We have been commissioned to make a 1:65 model of an intriguing property in Miami. Silhouetted against the lush flora of Florida it is a beautifully proportioned property that effortlessly incorporates form in its design.

Florida’s climate of clear skies and abundant sunlight is mirrored back in the profile of the house. The single use of white as a colour scheme absorbs and reflects back the regional climate. Note the distinctly aquatic profile of the sun guard on top of the house.

The low centre of mass and sweeping form stops the house from attempting to compete for attention against the skyline. The actual property was commissioned by an art collector, you can see pieces of his collection around the exterior of the house.

Being a UK based firm it makes us jealous seeing the all these exotic properties in sun bathed locations. This evening photo does a good job highlighting the consideration that has gone into the house to emulate the aquatic influence of its location.

In regards to making a model such as this we need to engineer from the ground up. Creating a footprint for the property to ‘lock into’ giving us stability and integrity. Taking this into consideration at this stage means we can confidently explore the more delicate components of the model later on.
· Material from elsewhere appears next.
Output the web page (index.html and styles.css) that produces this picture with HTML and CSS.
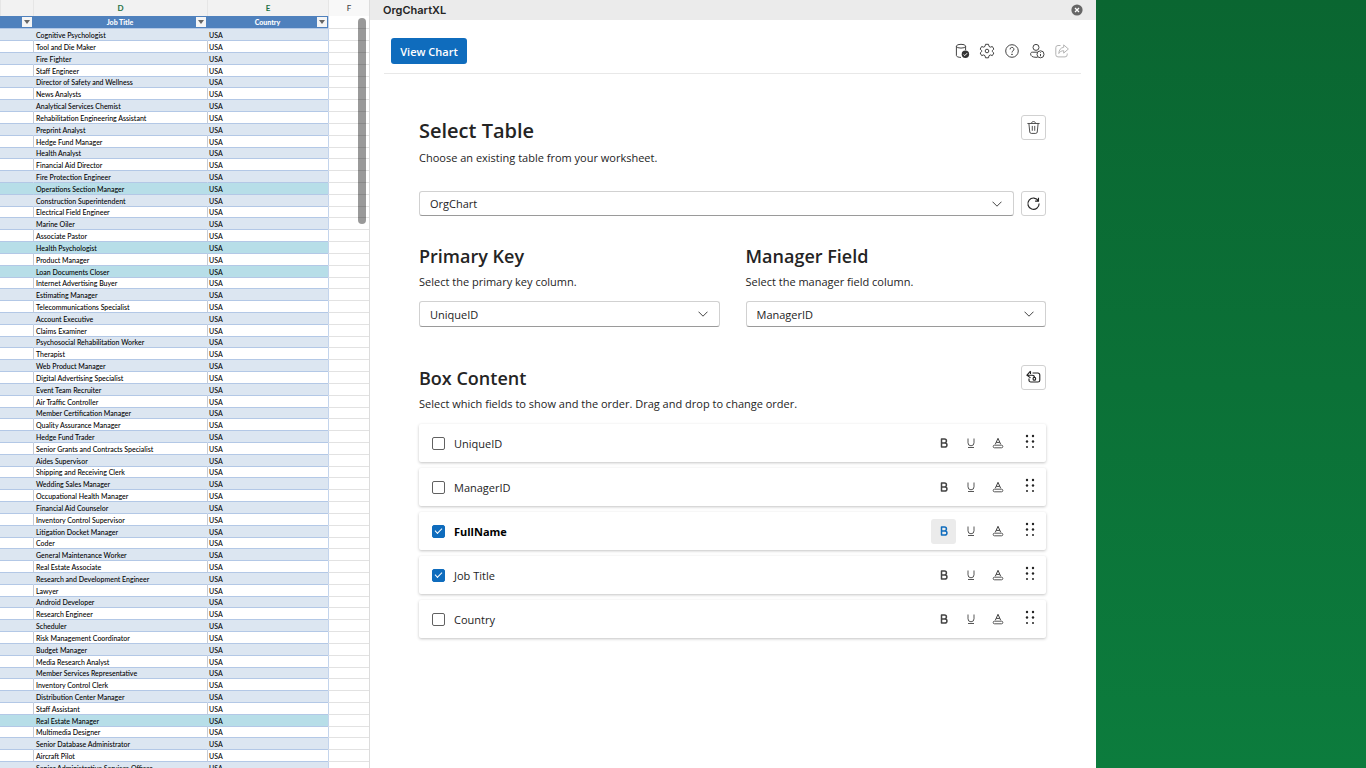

Because of concerns with fit, strength and fidelity – the property is broken down into smaller pieces. We reverse engineer the model into a ‘kit’ much like the ones we are all familiar with as children growing up. You can start to sense a degree of excitement as the model passes from intangible 3d render to a physical model in the minds eye.

With the bulk of the components articulated in our 3d software we need to make sure alignment and construction is properly optimised so the model retains its robustness. A lot of the time our models will be internally constructed with a striking degree of resemblance to the actual property.

By this point our 3D model is done and we start to focus on construction. This is a pivotal stage in the process as it represents the final stage of all our 3d modelling and jump off point before we start to physically create pieces for the model.

Although 3D design allow us to mimic the property to a highly precise level it will never have the gravity and tactility of an actual model.

For smaller precise pieces that go into the model we call on a handful of bespoke material suppliers. Our acrylic cases are made to order for each bespoke model. We do this to make sure the proportions of the finished piece retain a pleasing and complimentary aesthetic balance. We also make regular use of etched brass a technique dating back to the medieval period when it was used to decorate suits of armour. Brass etching allows us to create highly detailed thin surfaces with strength and integrity.

We now begin the final phase of our bespoke model making process. A secure and robust plaster base is created that we will anchor the model into. This is where we begin the ‘kit building’ process of making. The prior components we designed and scaled come together.

You cannot beat the feeling as a model maker when a piece starts to come together. As if by magic the detailed drawings and 3d models you have been straining your eyes over come together. Like magic the property emerges out of the base and takes on its own presence.

Finally we end up with a precise, delicately made homage to the original property. When real light falls across the model it brings it to life in a way that a 2D sketch or 3D computer model could never hope to emulate. That is one of the joys of being a model maker – having the ability to truly capture a place and design in physical form.